Dari Abdul Aziz, dia berkata: Aku dan Tsabit datang menemui Anas bin Malik radhiyallahu’anhu. Tsabit berkata, “Wahai Abu Hamzah, aku sedang sakit.” Anas berkata, “Maukah aku ruqyah engkau dengan bacaan ruqyah Rasulullah shallallahu ‘alaihi wa sallam?”. Dia menjawab, “Iya tentu saja.” Anas pun membaca, “Allahumma Rabban naasi, Mudzhibal baasi. Isyfi anta asy-Syaafii. Laa syaafiya illa anta. Syifaa’an laa yughaadiru saqoma.” (HR. Bukhari)

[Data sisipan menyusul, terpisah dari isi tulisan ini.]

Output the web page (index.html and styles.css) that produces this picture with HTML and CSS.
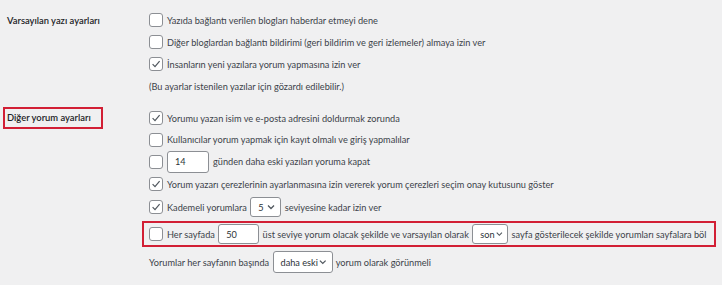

Para ulama membolehkan ruqyah apabila terpenuhi syarat-syarat sebagai berikut:

  1. Bacaan ruqyah itu berasal dari ayat al-Qur’an atau bacaan yang dituntunkan di dalam as-Sunnah, atau dengan menggunakan nama-nama dan sifat-sifat Allah
  2. Diucapkan dengan bahasa Arab dan jelas maknanya
  3. Tidak boleh mengandung unsur hal-hal yang bertentangan dengan syari’at, misalnya berisi doa kepada selain Allah, meminta keselamatan kepada jin atau yang semacam itu
  4. Harus diyakini bahwa bacaan itu tidak bisa berpengaruh dengan sendirinya tetapi bergantung kepada takdir Allah ‘azza wa jalla (lihat penjelasan Syaikh Shalih alu Syaikh dalam at-Tam-hid li Syarh Kitab at-Tauhid, hal. 108 cet. Dar at-Tauhid, penjelasan Syaikh Ibnu Utsaimin dalam al-Qaul al-Mufid ‘ala Kitab at-Tauhid [1/117] cet. Maktabah al-‘Ilmu, dan keterangan Ibnu Hajar dalam Fath al-Bari [4/525] [10/220] cet. Dar al-Hadits)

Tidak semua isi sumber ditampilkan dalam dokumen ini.